Blueberry pancakes with yoghurt
Ingredients
1 cup plain flour
1 cup buckwheat flour
2 tsp baking powder
¼ tsp baking soda
¼ tsp of salt
1 cup plain Greek yoghurt, plus extra to serve
½ cup milk, plus extra if needed
1 egg
1 tsp vanilla paste
1 cup blueberries (fresh or frozen) plus extra to serve
Butter or oil to fry pancakes
Honey slightly warmed to drizzle
Toasted walnuts to serve
Method
In a large bowl add the flour, buckwheat flour, baking powder, baking soda and salt. Mix to combine and make a well in the centre. In another bowl add the egg, yoghurt, milk and vanilla and mix well to combine. Add the wet ingredients to the well in the dry ingredients and slowly, mixing form the center combine to form a smooth batter. If batter is too thick, add a little bit of extra milk. Rest batter for 15 minutes. Fold through the blueberries just before cooking.

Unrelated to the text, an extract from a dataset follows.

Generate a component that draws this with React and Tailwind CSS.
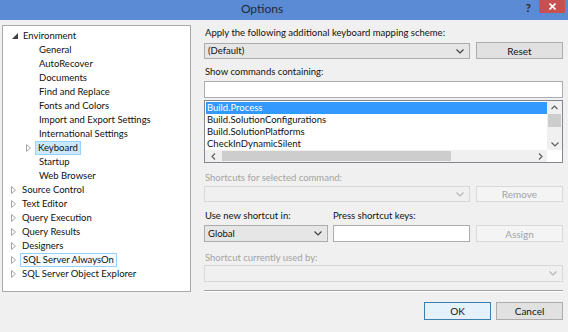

Heat a heavy based fry pan and either add a small piece of butter or a very light drizzle of oil. Add pancake batter to make the size you want (cook 2 or 3 small pikelets or a larger pancake at a time). Keep the heat a medium so they don’t burn. When the pancake begins to bubble and the edges look cooked (about 2 minutes) turn over and cook for a further 2 minutes. Keep warm in a covered plate until the remaining pancakes are cooked. Add a small amount of butter or oil to the pan before cooking each pancake.
To serve, add thick yoghurt, toasted walnuts, fresh blueberries and a drizzle of warmed honey.